--- PROBLEM ---
Below are the records; locate each line with the word "React" and copy it.

--- EXCERPTED RECORDS ---

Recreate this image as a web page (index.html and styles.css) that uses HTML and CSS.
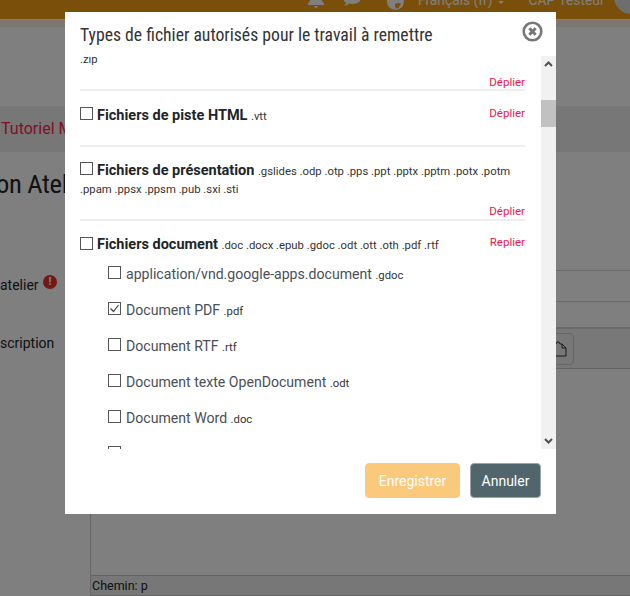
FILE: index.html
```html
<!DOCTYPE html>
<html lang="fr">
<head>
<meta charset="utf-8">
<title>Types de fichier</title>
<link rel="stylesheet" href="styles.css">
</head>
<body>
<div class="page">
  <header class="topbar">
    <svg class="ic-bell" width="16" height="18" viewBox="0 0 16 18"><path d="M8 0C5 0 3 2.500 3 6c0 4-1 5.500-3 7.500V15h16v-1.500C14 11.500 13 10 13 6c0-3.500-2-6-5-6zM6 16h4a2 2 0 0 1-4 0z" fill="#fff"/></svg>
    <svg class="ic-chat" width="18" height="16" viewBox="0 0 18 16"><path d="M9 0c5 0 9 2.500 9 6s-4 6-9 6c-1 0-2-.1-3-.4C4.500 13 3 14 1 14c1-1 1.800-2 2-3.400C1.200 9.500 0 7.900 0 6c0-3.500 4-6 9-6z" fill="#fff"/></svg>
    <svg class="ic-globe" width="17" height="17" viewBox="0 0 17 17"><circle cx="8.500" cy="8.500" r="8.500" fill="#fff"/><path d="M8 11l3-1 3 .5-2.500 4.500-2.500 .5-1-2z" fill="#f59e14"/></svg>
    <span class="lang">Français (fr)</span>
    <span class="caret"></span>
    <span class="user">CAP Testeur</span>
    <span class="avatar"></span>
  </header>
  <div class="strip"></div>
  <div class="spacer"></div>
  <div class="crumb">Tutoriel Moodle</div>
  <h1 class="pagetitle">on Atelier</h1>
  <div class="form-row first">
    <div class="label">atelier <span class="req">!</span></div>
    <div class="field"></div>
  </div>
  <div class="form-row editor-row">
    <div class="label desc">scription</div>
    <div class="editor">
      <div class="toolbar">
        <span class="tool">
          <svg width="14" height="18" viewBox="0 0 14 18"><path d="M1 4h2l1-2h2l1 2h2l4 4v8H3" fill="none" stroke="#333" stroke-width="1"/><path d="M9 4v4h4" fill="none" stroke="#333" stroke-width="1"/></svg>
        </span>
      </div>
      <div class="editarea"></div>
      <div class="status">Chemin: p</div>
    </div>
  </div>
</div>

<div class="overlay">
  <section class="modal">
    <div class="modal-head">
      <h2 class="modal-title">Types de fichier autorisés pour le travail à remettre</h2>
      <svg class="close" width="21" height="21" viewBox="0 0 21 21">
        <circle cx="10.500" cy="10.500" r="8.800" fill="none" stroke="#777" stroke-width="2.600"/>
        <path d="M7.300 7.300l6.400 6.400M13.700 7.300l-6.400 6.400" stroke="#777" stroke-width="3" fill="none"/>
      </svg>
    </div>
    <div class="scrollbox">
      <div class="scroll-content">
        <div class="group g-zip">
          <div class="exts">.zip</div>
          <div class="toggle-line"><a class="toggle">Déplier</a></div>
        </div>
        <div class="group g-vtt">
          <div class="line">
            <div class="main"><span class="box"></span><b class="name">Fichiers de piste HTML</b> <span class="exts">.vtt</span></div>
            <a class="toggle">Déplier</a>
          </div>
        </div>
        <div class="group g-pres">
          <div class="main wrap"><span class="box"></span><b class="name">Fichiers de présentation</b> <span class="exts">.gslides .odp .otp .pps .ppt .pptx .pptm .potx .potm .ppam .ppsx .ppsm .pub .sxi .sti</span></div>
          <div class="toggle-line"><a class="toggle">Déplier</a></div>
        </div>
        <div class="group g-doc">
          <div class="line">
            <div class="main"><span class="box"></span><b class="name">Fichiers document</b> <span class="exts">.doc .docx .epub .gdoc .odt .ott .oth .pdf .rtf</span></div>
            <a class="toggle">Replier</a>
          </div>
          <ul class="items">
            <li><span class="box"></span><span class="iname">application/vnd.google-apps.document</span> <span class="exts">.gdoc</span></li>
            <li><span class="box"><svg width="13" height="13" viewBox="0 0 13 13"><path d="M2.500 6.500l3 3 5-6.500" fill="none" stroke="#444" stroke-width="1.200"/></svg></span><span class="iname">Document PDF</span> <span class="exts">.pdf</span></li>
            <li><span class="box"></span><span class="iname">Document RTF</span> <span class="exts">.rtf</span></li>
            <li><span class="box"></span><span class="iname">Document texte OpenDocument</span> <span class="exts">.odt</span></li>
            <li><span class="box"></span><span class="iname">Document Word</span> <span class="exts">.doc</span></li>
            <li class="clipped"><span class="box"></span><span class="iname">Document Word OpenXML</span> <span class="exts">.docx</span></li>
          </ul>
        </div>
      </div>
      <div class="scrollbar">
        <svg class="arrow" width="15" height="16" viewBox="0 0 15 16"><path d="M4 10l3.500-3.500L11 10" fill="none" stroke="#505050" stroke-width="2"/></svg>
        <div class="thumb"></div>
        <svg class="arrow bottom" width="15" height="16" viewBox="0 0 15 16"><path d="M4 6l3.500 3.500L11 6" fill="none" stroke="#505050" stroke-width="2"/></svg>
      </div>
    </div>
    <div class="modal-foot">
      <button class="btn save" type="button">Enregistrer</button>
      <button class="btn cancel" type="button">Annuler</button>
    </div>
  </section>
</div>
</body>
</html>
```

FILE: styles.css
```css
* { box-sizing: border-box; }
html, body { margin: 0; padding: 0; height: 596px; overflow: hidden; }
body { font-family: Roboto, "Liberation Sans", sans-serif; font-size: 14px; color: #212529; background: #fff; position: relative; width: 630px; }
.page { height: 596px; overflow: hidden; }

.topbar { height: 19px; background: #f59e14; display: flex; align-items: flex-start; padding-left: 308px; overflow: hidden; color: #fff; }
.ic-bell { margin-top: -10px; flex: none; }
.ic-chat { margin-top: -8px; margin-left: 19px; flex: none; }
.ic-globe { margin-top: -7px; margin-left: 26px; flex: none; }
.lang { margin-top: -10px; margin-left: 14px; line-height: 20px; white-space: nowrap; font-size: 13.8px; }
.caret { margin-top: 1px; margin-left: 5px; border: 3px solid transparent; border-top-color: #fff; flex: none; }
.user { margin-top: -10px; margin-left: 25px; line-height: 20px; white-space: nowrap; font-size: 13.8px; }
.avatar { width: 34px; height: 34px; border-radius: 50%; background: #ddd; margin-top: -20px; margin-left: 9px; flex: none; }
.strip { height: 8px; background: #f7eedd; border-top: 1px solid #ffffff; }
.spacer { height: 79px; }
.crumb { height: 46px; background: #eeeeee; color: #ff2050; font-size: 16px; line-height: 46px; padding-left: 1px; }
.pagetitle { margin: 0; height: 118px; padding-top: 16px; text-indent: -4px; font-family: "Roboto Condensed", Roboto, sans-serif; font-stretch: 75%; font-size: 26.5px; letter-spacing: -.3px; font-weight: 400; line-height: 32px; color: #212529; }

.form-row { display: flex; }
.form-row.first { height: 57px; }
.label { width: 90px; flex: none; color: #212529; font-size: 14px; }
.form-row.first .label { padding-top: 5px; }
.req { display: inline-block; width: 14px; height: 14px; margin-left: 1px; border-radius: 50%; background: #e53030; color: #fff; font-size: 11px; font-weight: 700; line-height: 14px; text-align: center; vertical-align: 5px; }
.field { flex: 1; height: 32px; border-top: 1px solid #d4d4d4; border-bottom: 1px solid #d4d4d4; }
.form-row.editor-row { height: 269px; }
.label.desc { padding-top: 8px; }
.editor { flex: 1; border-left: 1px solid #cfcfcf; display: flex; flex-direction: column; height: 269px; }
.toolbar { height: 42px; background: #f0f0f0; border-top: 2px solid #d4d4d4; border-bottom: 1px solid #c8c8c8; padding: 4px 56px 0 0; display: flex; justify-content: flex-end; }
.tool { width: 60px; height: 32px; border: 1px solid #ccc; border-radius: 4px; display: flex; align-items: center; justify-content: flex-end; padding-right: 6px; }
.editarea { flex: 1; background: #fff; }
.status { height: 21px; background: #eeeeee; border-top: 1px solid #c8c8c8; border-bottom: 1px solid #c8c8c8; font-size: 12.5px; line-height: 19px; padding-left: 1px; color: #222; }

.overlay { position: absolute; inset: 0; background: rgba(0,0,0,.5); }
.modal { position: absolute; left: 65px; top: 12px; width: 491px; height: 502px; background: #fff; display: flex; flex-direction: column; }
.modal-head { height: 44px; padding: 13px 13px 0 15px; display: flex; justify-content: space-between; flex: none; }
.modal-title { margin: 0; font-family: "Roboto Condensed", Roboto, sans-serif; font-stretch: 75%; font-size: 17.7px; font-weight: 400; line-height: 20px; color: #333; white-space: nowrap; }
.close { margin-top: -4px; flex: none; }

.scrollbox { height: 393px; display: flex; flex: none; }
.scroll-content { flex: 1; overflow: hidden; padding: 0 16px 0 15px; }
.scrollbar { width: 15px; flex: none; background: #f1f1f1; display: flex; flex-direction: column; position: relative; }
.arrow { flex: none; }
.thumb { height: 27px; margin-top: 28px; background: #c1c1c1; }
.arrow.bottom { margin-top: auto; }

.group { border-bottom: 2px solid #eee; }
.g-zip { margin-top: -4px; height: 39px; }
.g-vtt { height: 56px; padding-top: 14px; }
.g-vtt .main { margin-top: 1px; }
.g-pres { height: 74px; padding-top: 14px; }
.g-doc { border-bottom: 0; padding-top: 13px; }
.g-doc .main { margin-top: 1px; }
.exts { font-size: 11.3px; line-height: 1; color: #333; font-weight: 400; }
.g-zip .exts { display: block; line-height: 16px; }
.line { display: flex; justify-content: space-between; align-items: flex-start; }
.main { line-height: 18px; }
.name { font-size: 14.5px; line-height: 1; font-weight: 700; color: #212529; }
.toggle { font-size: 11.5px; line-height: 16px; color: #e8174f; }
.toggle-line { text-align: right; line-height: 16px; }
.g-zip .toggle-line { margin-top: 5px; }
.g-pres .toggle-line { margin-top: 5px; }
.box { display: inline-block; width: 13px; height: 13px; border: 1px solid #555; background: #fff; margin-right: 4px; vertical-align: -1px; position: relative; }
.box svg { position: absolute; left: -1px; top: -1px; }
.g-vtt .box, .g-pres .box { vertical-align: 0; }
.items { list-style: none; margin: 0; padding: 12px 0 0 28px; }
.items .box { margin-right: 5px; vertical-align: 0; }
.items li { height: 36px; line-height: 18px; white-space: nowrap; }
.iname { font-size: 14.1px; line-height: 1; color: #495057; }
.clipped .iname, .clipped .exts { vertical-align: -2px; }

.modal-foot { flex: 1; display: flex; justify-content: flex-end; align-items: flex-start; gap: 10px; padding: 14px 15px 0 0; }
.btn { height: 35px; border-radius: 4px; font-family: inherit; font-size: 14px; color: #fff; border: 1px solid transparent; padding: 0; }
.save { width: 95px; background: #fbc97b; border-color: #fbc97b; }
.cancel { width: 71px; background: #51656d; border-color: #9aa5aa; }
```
* * *
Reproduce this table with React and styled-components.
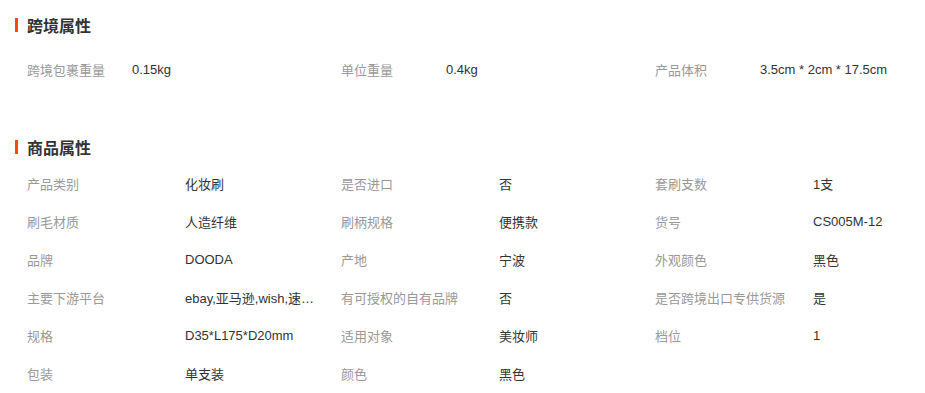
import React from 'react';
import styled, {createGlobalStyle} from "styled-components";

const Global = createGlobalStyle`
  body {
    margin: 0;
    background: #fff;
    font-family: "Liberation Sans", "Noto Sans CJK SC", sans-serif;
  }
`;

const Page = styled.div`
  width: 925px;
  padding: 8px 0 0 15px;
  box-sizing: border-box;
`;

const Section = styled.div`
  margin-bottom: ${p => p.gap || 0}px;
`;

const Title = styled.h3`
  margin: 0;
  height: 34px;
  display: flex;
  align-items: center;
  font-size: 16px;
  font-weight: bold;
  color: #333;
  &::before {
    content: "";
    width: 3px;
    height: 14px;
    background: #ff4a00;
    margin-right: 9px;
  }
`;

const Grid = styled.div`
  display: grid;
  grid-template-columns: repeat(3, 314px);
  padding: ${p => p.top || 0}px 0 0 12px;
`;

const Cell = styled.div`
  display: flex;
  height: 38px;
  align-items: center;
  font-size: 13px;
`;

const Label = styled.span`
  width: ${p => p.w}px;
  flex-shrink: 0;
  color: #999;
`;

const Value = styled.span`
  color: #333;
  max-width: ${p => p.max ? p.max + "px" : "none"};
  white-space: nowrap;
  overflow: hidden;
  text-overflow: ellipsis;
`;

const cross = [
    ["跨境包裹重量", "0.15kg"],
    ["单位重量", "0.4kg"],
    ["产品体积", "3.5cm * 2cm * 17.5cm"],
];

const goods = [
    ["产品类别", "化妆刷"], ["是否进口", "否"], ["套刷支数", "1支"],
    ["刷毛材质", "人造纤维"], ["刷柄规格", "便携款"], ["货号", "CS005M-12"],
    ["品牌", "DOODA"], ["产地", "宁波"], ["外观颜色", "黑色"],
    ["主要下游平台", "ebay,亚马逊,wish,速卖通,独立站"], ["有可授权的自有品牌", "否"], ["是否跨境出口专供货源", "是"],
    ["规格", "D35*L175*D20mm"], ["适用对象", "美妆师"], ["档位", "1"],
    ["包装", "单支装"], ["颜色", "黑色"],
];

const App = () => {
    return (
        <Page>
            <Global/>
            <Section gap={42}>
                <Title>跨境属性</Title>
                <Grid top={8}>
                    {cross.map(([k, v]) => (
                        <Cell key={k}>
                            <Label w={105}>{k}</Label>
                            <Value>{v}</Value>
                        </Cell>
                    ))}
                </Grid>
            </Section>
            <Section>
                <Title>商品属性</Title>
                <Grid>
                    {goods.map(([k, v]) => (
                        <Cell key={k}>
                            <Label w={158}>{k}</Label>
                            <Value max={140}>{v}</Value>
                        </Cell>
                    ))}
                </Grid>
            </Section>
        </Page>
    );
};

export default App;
==
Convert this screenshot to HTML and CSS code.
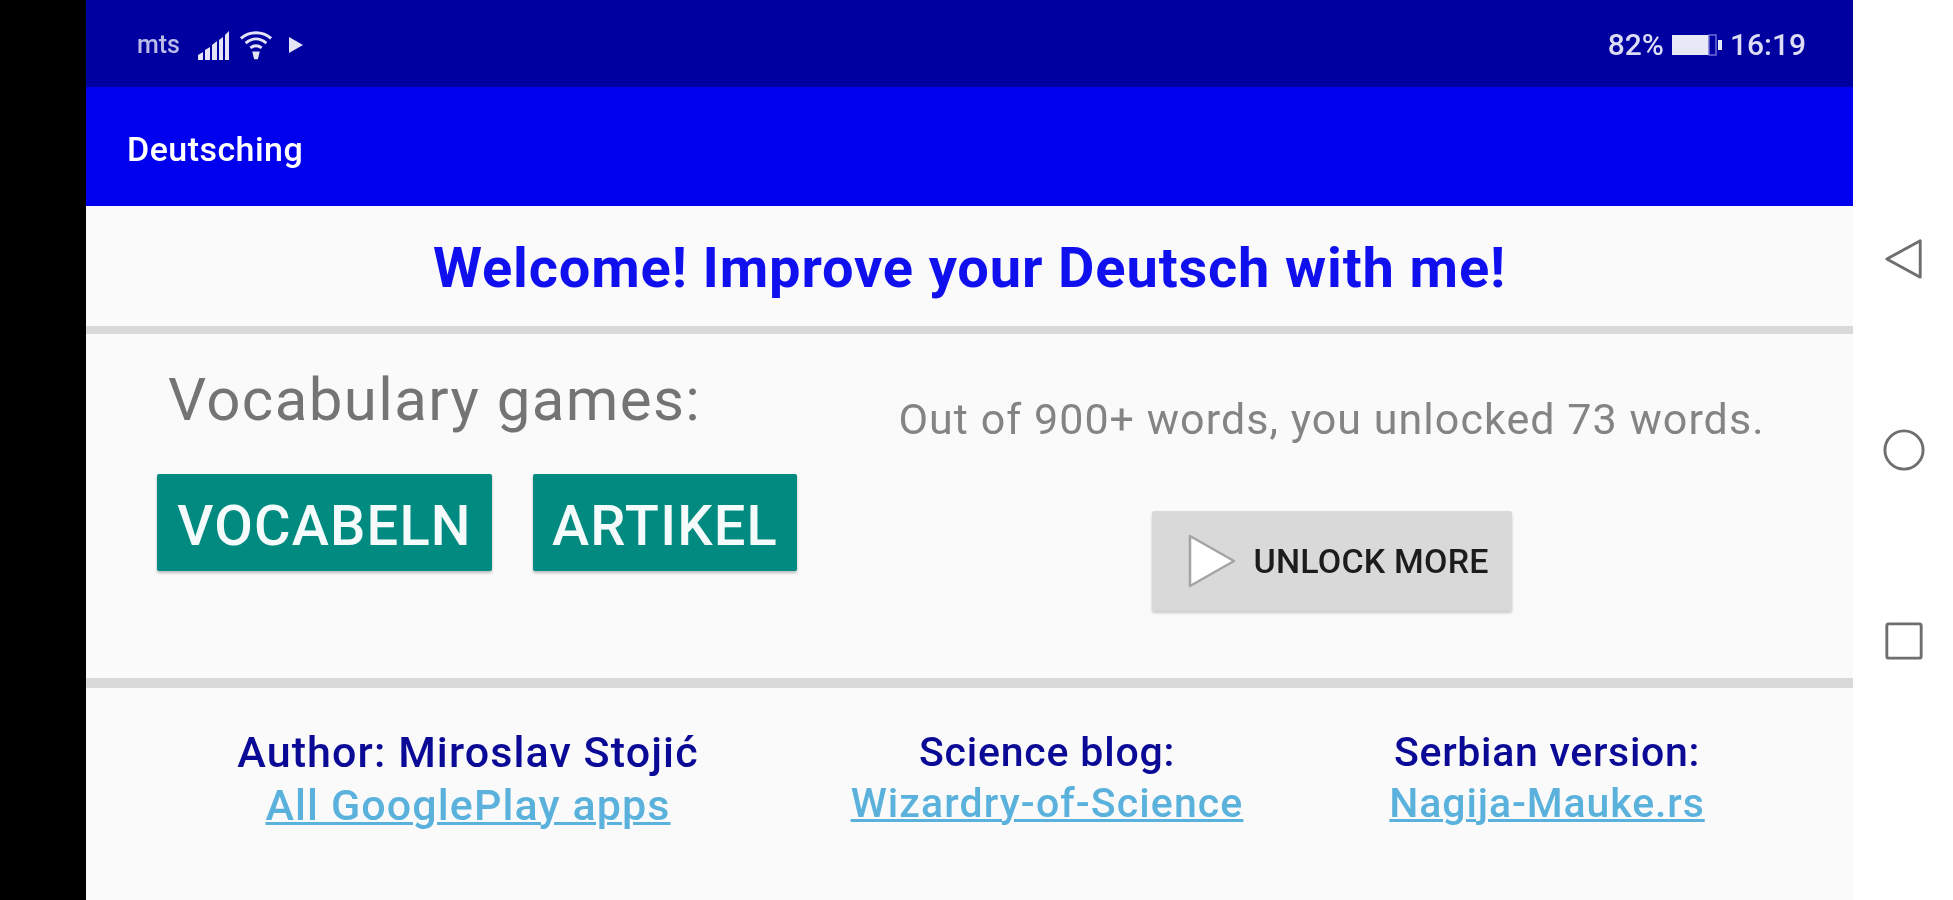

--- FULL ANSWER ---
Reproduce this table with React and styled-components.
import React from 'react';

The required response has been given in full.